Given data>
━━━━━━━━━━
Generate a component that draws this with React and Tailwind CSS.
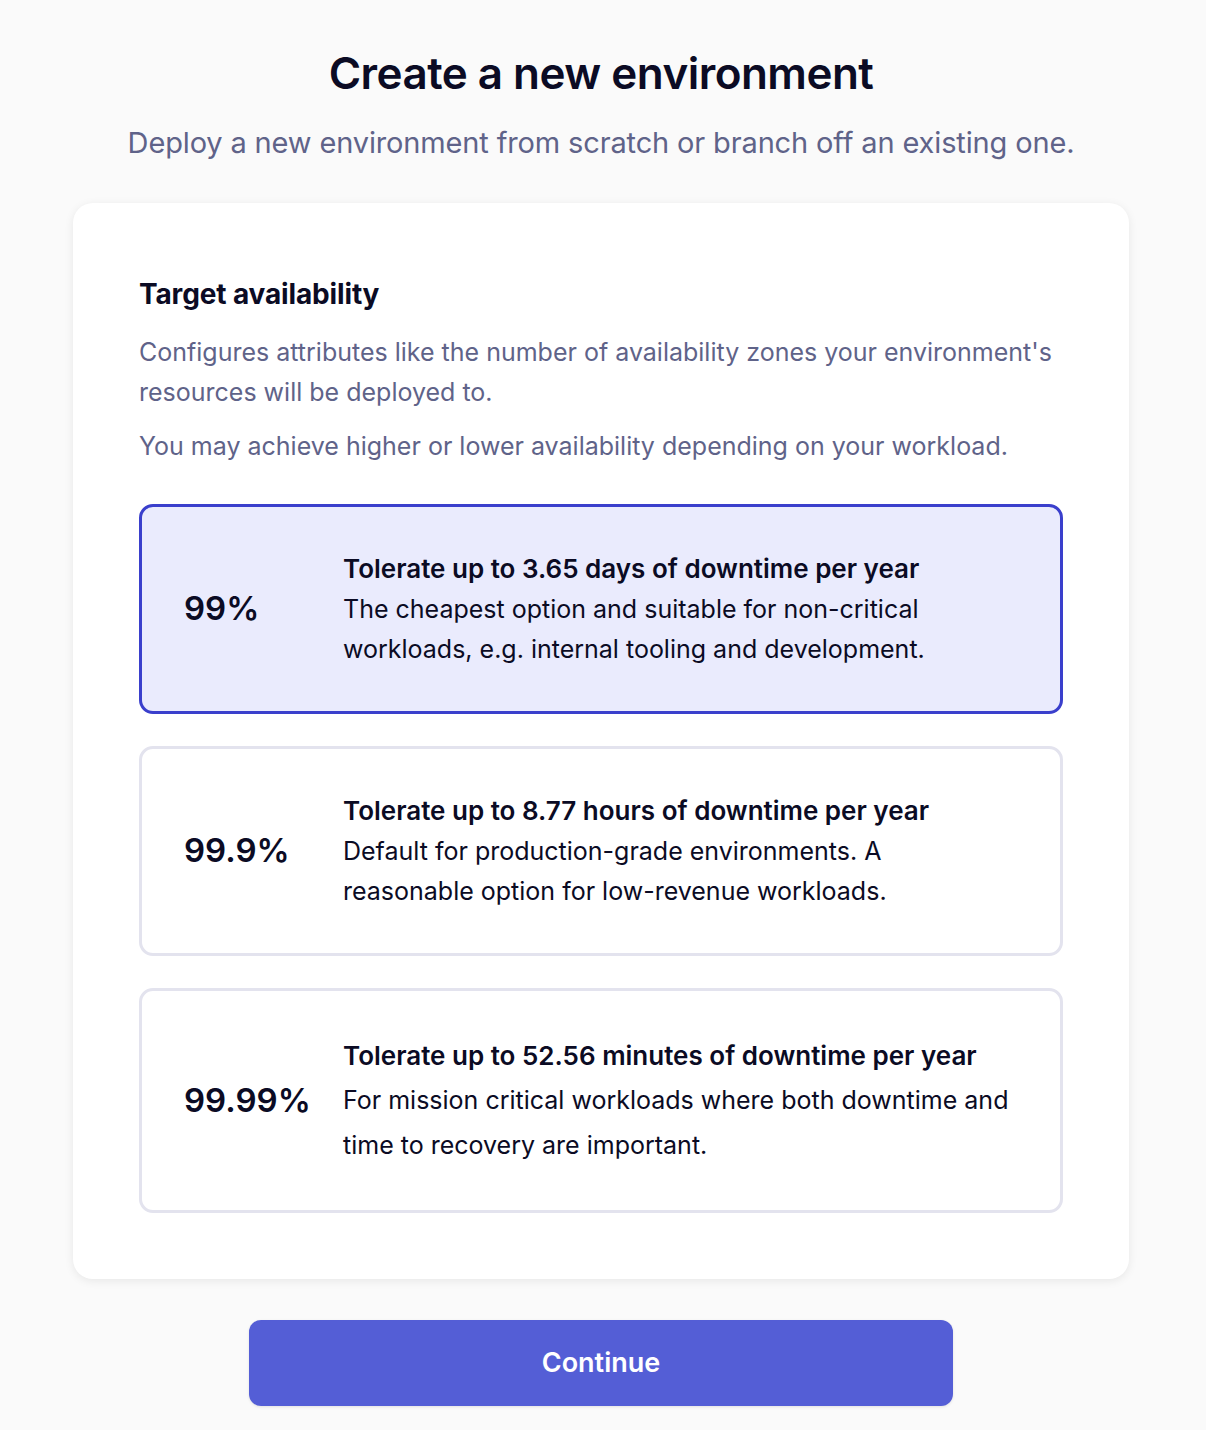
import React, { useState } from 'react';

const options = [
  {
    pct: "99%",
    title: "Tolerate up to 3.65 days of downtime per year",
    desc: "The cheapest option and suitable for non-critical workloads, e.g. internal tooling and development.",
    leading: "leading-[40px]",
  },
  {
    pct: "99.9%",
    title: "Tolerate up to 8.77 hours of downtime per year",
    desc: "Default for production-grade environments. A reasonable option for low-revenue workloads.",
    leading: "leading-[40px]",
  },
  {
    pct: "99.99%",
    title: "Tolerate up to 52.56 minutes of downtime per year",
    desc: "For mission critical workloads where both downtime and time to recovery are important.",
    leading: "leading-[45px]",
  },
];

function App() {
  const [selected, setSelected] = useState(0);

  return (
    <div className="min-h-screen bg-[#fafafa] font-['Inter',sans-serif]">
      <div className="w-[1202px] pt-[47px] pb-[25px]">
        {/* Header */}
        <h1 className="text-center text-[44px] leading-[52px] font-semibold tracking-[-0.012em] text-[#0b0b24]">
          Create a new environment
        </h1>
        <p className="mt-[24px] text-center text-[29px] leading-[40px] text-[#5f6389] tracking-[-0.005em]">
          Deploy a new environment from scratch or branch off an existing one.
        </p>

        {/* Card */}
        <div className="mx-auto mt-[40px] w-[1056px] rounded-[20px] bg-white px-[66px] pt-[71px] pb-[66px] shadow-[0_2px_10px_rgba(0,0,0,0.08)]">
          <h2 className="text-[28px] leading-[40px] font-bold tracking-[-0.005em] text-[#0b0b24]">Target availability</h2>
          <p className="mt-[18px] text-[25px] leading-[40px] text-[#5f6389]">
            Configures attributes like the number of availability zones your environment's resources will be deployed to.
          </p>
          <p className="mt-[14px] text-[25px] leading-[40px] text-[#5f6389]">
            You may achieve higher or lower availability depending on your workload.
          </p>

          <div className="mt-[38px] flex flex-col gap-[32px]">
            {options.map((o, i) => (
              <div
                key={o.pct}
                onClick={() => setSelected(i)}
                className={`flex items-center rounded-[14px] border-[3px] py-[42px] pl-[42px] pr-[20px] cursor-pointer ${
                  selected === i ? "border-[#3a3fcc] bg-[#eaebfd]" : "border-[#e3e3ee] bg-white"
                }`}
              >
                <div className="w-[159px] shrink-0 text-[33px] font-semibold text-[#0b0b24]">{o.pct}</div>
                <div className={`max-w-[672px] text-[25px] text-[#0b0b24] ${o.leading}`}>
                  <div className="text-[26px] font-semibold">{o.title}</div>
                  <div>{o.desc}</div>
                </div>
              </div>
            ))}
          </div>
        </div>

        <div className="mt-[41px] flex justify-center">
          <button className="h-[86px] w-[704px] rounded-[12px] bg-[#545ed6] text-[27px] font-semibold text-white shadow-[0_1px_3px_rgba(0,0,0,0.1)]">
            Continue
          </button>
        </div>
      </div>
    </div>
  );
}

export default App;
━━━━━━━━━━
Aim of the exercise>
Transcribe the full listing character for character. Pictures are excluded.

Correct answer>
Generate a component that draws this with React and Tailwind CSS.
import React, { useState } from 'react';

const options = [
  {
    pct: "99%",
    title: "Tolerate up to 3.65 days of downtime per year",
    desc: "The cheapest option and suitable for non-critical workloads, e.g. internal tooling and development.",
    leading: "leading-[40px]",
  },
  {
    pct: "99.9%",
    title: "Tolerate up to 8.77 hours of downtime per year",
    desc: "Default for production-grade environments. A reasonable option for low-revenue workloads.",
    leading: "leading-[40px]",
  },
  {
    pct: "99.99%",
    title: "Tolerate up to 52.56 minutes of downtime per year",
    desc: "For mission critical workloads where both downtime and time to recovery are important.",
    leading: "leading-[45px]",
  },
];

function App() {
  const [selected, setSelected] = useState(0);

  return (
    <div className="min-h-screen bg-[#fafafa] font-['Inter',sans-serif]">
      <div className="w-[1202px] pt-[47px] pb-[25px]">
        {/* Header */}
        <h1 className="text-center text-[44px] leading-[52px] font-semibold tracking-[-0.012em] text-[#0b0b24]">
          Create a new environment
        </h1>
        <p className="mt-[24px] text-center text-[29px] leading-[40px] text-[#5f6389] tracking-[-0.005em]">
          Deploy a new environment from scratch or branch off an existing one.
        </p>

        {/* Card */}
        <div className="mx-auto mt-[40px] w-[1056px] rounded-[20px] bg-white px-[66px] pt-[71px] pb-[66px] shadow-[0_2px_10px_rgba(0,0,0,0.08)]">
          <h2 className="text-[28px] leading-[40px] font-bold tracking-[-0.005em] text-[#0b0b24]">Target availability</h2>
          <p className="mt-[18px] text-[25px] leading-[40px] text-[#5f6389]">
            Configures attributes like the number of availability zones your environment's resources will be deployed to.
          </p>
          <p className="mt-[14px] text-[25px] leading-[40px] text-[#5f6389]">
            You may achieve higher or lower availability depending on your workload.
          </p>

          <div className="mt-[38px] flex flex-col gap-[32px]">
            {options.map((o, i) => (
              <div
                key={o.pct}
                onClick={() => setSelected(i)}
                className={`flex items-center rounded-[14px] border-[3px] py-[42px] pl-[42px] pr-[20px] cursor-pointer ${
                  selected === i ? "border-[#3a3fcc] bg-[#eaebfd]" : "border-[#e3e3ee] bg-white"
                }`}
              >
                <div className="w-[159px] shrink-0 text-[33px] font-semibold text-[#0b0b24]">{o.pct}</div>
                <div className={`max-w-[672px] text-[25px] text-[#0b0b24] ${o.leading}`}>
                  <div className="text-[26px] font-semibold">{o.title}</div>
                  <div>{o.desc}</div>
                </div>
              </div>
            ))}
          </div>
        </div>

        <div className="mt-[41px] flex justify-center">
          <button className="h-[86px] w-[704px] rounded-[12px] bg-[#545ed6] text-[27px] font-semibold text-white shadow-[0_1px_3px_rgba(0,0,0,0.1)]">
            Continue
          </button>
        </div>
      </div>
    </div>
  );
}

export default App;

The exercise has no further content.